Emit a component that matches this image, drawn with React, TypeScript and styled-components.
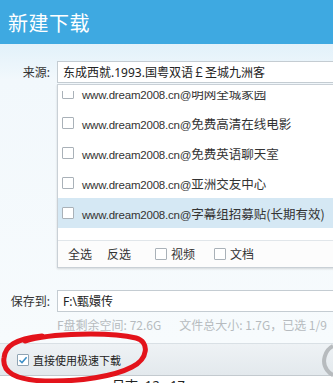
import React from 'react'
import styled, { createGlobalStyle } from 'styled-components'

const FONT = `"Noto Sans", "Noto Sans CJK SC", sans-serif`
const CJK = `"Noto Sans CJK SC", "Noto Sans", sans-serif`
const LATIN = `"Liberation Sans", "Noto Sans CJK SC", sans-serif`

const GlobalStyle = createGlobalStyle`
  html, body {
    margin: 0;
    padding: 0;
    background: #ffffff;
    overflow: hidden;
  }
`

const Dialog = styled.div`
  position: relative;
  width: 333px;
  height: 383px;
  overflow: hidden;
  font-family: ${FONT};
  background: #ffffff;
`

const Header = styled.div`
  height: 44px;
  display: flex;
  align-items: center;
  padding-left: 8px;
  background: #3ea9e1;
`

const Title = styled.h1`
  margin: 0;
  font-size: 20px;
  font-weight: 400;
  letter-spacing: 0.5px;
  color: #ffffff;
`

const Body = styled.div`
  height: 299px;
  box-sizing: border-box;
  padding-top: 17px;
  background: linear-gradient(to bottom, #e2f1fa 0, #f2f8fc 36px, #f7fbfd 100%);
`

const FieldRow = styled.div<{ $top?: number }>`
  display: flex;
  align-items: center;
  margin-top: ${(p) => p.$top ?? 0}px;
`

const Label = styled.span`
  width: 57px;
  box-sizing: border-box;
  padding-right: 7px;
  text-align: right;
  font-size: 12px;
  color: #333;
  flex: none;
`

const TextInput = styled.div`
  width: 300px;
  height: 22px;
  box-sizing: border-box;
  flex: none;
  display: flex;
  align-items: center;
  padding: 0 5px;
  border: 1px solid #c4ccd2;
  background: #ffffff;
  font-size: 12px;
  color: #222;
  white-space: nowrap;
`

const List = styled.div`
  margin: 1px 0 0 57px;
  width: 300px;
  height: 184px;
  box-sizing: border-box;
  border: 1px solid #c9d0d6;
  background: #ffffff;
  box-shadow: 0 1px 2px rgba(0, 0, 0, 0.14);
  display: flex;
  flex-direction: column;
`

const Items = styled.div`
  height: 155px;
  padding-top: 6px;
  box-sizing: border-box;
  flex: none;
`

const Clip = styled.div`
  height: 149px;
  overflow: hidden;
`

const ItemsInner = styled.div`
  margin-top: -13px;
`

const Row = styled.div<{ $active?: boolean }>`
  height: 30px;
  display: flex;
  align-items: center;
  gap: 8px;
  padding-left: 4px;
  background: ${(p) => (p.$active ? '#d5e8f4' : 'transparent')};
  font-family: ${CJK};
  font-size: 12.5px;
  color: #333;
  white-space: nowrap;
`

const Url = styled.span`
  font-family: ${LATIN};
  font-size: 11.5px;
  letter-spacing: -0.2px;
`

const Box = styled.span<{ $checked?: boolean }>`
  width: 12px;
  height: 12px;
  box-sizing: border-box;
  flex: none;
  display: inline-flex;
  align-items: center;
  justify-content: center;
  border: 1px solid ${(p) => (p.$checked ? '#8fa4b3' : '#a9b1b8')};
  border-radius: 1px;
  background: #ffffff;
`

const Toolbar = styled.div`
  flex: 1;
  display: flex;
  align-items: center;
  padding-left: 10px;
  border-top: 1px solid #e1e6ea;
  background: #fcfcfc;
  font-size: 12px;
  color: #333;
`

const ToolItem = styled.span<{ $gap: number }>`
  display: inline-flex;
  align-items: center;
  gap: 4px;
  margin-right: ${(p) => p.$gap}px;
`

const Info = styled.div`
  margin-top: 5px;
  padding-left: 57px;
  display: flex;
  gap: 18px;
  font-family: ${CJK};
  font-size: 12px;
  line-height: 16px;
  color: #b6bbbf;
  white-space: nowrap;
`

const Band = styled.div`
  height: 33px;
  box-sizing: border-box;
  display: flex;
  align-items: center;
  gap: 4px;
  padding-left: 17px;
  border-top: 1px solid #d9e0e5;
  border-bottom: 1px solid #c3cacf;
  background: linear-gradient(to bottom, #eef2f5, #e3e9ed);
  font-size: 11px;
  color: #222;
`

const Footer = styled.div`
  height: 7px;
  overflow: hidden;
  padding-left: 112px;
  font-size: 13px;
  line-height: 18px;
  color: #222;
  white-space: nowrap;
`

const Overlay = styled.svg`
  position: absolute;
  left: 0;
  top: 0;
  pointer-events: none;
`

const SITE = 'www.dream2008.cn@'

const items = ['明网全城家园', '免费高清在线电影', '免费英语聊天室', '亚洲交友中心', '字幕组招募贴(长期有效)']

const Check = () => (
  <svg width="10" height="10" viewBox="0 0 10 10">
    <path d="M1.5 5.2 L4 7.6 L8.6 2.2" fill="none" stroke="#3b8fc7" strokeWidth="1.5" />
  </svg>
)

export default function App() {
  return (
    <Dialog>
      <GlobalStyle />
      <Header>
        <Title>新建下载</Title>
      </Header>
      <Body>
        <FieldRow>
          <Label>来源:</Label>
          <TextInput>东成西就.1993.国粤双语￡圣城九洲客</TextInput>
        </FieldRow>
        <List>
          <Items>
            <Clip>
              <ItemsInner>
                {items.map((label, i) => (
                  <Row key={label} $active={i === items.length - 1}>
                    <Box />
                    <span>
                      <Url>{SITE}</Url>
                      {label}
                    </span>
                  </Row>
                ))}
              </ItemsInner>
            </Clip>
          </Items>
          <Toolbar>
            <ToolItem $gap={15}>全选</ToolItem>
            <ToolItem $gap={24}>反选</ToolItem>
            <ToolItem $gap={19}>
              <Box />
              视频
            </ToolItem>
            <ToolItem $gap={0}>
              <Box />
              文档
            </ToolItem>
          </Toolbar>
        </List>
        <FieldRow $top={22}>
          <Label>保存到:</Label>
          <TextInput>F:\甄嬛传</TextInput>
        </FieldRow>
        <Info>
          <span>F盘剩余空间: 72.6G</span>
          <span>文件总大小: 1.7G，已选 1/9</span>
        </Info>
      </Body>
      <Band>
        <Box $checked>
          <Check />
        </Box>
        <span>直接使用极速下载</span>
      </Band>
      <Footer>日志: 12 : 17</Footer>
      <Overlay width="333" height="383" viewBox="0 0 333 383">
        <path
          d="M333 346 C325 350 321 362 327 370 C330 374 333 375 333 375"
          fill="none"
          stroke="#b7bbbe"
          strokeWidth="4"
        />
        <path
          d="M25 341 C50 333 110 332 136 338 C150 342 148 359 132 367 C115 376 80 382 45 381 C15 380 2 372 4 358 C5 346 15 339 42 336"
          fill="none"
          stroke="#e3131b"
          strokeWidth="5"
          strokeLinecap="round"
        />
      </Overlay>
    </Dialog>
  )
}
---+---
Leave out the pictures and transcribe everything else exactly.

Emit a component that matches this image, drawn with React, TypeScript and styled-components.
import React from 'react'
import styled, { createGlobalStyle } from 'styled-components'

const FONT = `"Noto Sans", "Noto Sans CJK SC", sans-serif`
const CJK = `"Noto Sans CJK SC", "Noto Sans", sans-serif`
const LATIN = `"Liberation Sans", "Noto Sans CJK SC", sans-serif`

const GlobalStyle = createGlobalStyle`
  html, body {
    margin: 0;
    padding: 0;
    background: #ffffff;
    overflow: hidden;
  }
`

const Dialog = styled.div`
  position: relative;
  width: 333px;
  height: 383px;
  overflow: hidden;
  font-family: ${FONT};
  background: #ffffff;
`

const Header = styled.div`
  height: 44px;
  display: flex;
  align-items: center;
  padding-left: 8px;
  background: #3ea9e1;
`

const Title = styled.h1`
  margin: 0;
  font-size: 20px;
  font-weight: 400;
  letter-spacing: 0.5px;
  color: #ffffff;
`

const Body = styled.div`
  height: 299px;
  box-sizing: border-box;
  padding-top: 17px;
  background: linear-gradient(to bottom, #e2f1fa 0, #f2f8fc 36px, #f7fbfd 100%);
`

const FieldRow = styled.div<{ $top?: number }>`
  display: flex;
  align-items: center;
  margin-top: ${(p) => p.$top ?? 0}px;
`

const Label = styled.span`
  width: 57px;
  box-sizing: border-box;
  padding-right: 7px;
  text-align: right;
  font-size: 12px;
  color: #333;
  flex: none;
`

const TextInput = styled.div`
  width: 300px;
  height: 22px;
  box-sizing: border-box;
  flex: none;
  display: flex;
  align-items: center;
  padding: 0 5px;
  border: 1px solid #c4ccd2;
  background: #ffffff;
  font-size: 12px;
  color: #222;
  white-space: nowrap;
`

const List = styled.div`
  margin: 1px 0 0 57px;
  width: 300px;
  height: 184px;
  box-sizing: border-box;
  border: 1px solid #c9d0d6;
  background: #ffffff;
  box-shadow: 0 1px 2px rgba(0, 0, 0, 0.14);
  display: flex;
  flex-direction: column;
`

const Items = styled.div`
  height: 155px;
  padding-top: 6px;
  box-sizing: border-box;
  flex: none;
`

const Clip = styled.div`
  height: 149px;
  overflow: hidden;
`

const ItemsInner = styled.div`
  margin-top: -13px;
`

const Row = styled.div<{ $active?: boolean }>`
  height: 30px;
  display: flex;
  align-items: center;
  gap: 8px;
  padding-left: 4px;
  background: ${(p) => (p.$active ? '#d5e8f4' : 'transparent')};
  font-family: ${CJK};
  font-size: 12.5px;
  color: #333;
  white-space: nowrap;
`

const Url = styled.span`
  font-family: ${LATIN};
  font-size: 11.5px;
  letter-spacing: -0.2px;
`

const Box = styled.span<{ $checked?: boolean }>`
  width: 12px;
  height: 12px;
  box-sizing: border-box;
  flex: none;
  display: inline-flex;
  align-items: center;
  justify-content: center;
  border: 1px solid ${(p) => (p.$checked ? '#8fa4b3' : '#a9b1b8')};
  border-radius: 1px;
  background: #ffffff;
`

const Toolbar = styled.div`
  flex: 1;
  display: flex;
  align-items: center;
  padding-left: 10px;
  border-top: 1px solid #e1e6ea;
  background: #fcfcfc;
  font-size: 12px;
  color: #333;
`

const ToolItem = styled.span<{ $gap: number }>`
  display: inline-flex;
  align-items: center;
  gap: 4px;
  margin-right: ${(p) => p.$gap}px;
`

const Info = styled.div`
  margin-top: 5px;
  padding-left: 57px;
  display: flex;
  gap: 18px;
  font-family: ${CJK};
  font-size: 12px;
  line-height: 16px;
  color: #b6bbbf;
  white-space: nowrap;
`

const Band = styled.div`
  height: 33px;
  box-sizing: border-box;
  display: flex;
  align-items: center;
  gap: 4px;
  padding-left: 17px;
  border-top: 1px solid #d9e0e5;
  border-bottom: 1px solid #c3cacf;
  background: linear-gradient(to bottom, #eef2f5, #e3e9ed);
  font-size: 11px;
  color: #222;
`

const Footer = styled.div`
  height: 7px;
  overflow: hidden;
  padding-left: 112px;
  font-size: 13px;
  line-height: 18px;
  color: #222;
  white-space: nowrap;
`

const Overlay = styled.svg`
  position: absolute;
  left: 0;
  top: 0;
  pointer-events: none;
`

const SITE = 'www.dream2008.cn@'

const items = ['明网全城家园', '免费高清在线电影', '免费英语聊天室', '亚洲交友中心', '字幕组招募贴(长期有效)']

const Check = () => (
  <svg width="10" height="10" viewBox="0 0 10 10">
    <path d="M1.5 5.2 L4 7.6 L8.6 2.2" fill="none" stroke="#3b8fc7" strokeWidth="1.5" />
  </svg>
)

export default function App() {
  return (
    <Dialog>
      <GlobalStyle />
      <Header>
        <Title>新建下载</Title>
      </Header>
      <Body>
        <FieldRow>
          <Label>来源:</Label>
          <TextInput>东成西就.1993.国粤双语￡圣城九洲客</TextInput>
        </FieldRow>
        <List>
          <Items>
            <Clip>
              <ItemsInner>
                {items.map((label, i) => (
                  <Row key={label} $active={i === items.length - 1}>
                    <Box />
                    <span>
                      <Url>{SITE}</Url>
                      {label}
                    </span>
                  </Row>
                ))}
              </ItemsInner>
            </Clip>
          </Items>
          <Toolbar>
            <ToolItem $gap={15}>全选</ToolItem>
            <ToolItem $gap={24}>反选</ToolItem>
            <ToolItem $gap={19}>
              <Box />
              视频
            </ToolItem>
            <ToolItem $gap={0}>
              <Box />
              文档
            </ToolItem>
          </Toolbar>
        </List>
        <FieldRow $top={22}>
          <Label>保存到:</Label>
          <TextInput>F:\甄嬛传</TextInput>
        </FieldRow>
        <Info>
          <span>F盘剩余空间: 72.6G</span>
          <span>文件总大小: 1.7G，已选 1/9</span>
        </Info>
      </Body>
      <Band>
        <Box $checked>
          <Check />
        </Box>
        <span>直接使用极速下载</span>
      </Band>
      <Footer>日志: 12 : 17</Footer>
      <Overlay width="333" height="383" viewBox="0 0 333 383">
        <path
          d="M333 346 C325 350 321 362 327 370 C330 374 333 375 333 375"
          fill="none"
          stroke="#b7bbbe"
          strokeWidth="4"
        />
        <path
          d="M25 341 C50 333 110 332 136 338 C150 342 148 359 132 367 C115 376 80 382 45 381 C15 380 2 372 4 358 C5 346 15 339 42 336"
          fill="none"
          stroke="#e3131b"
          strokeWidth="5"
          strokeLinecap="round"
        />
      </Overlay>
    </Dialog>
  )
}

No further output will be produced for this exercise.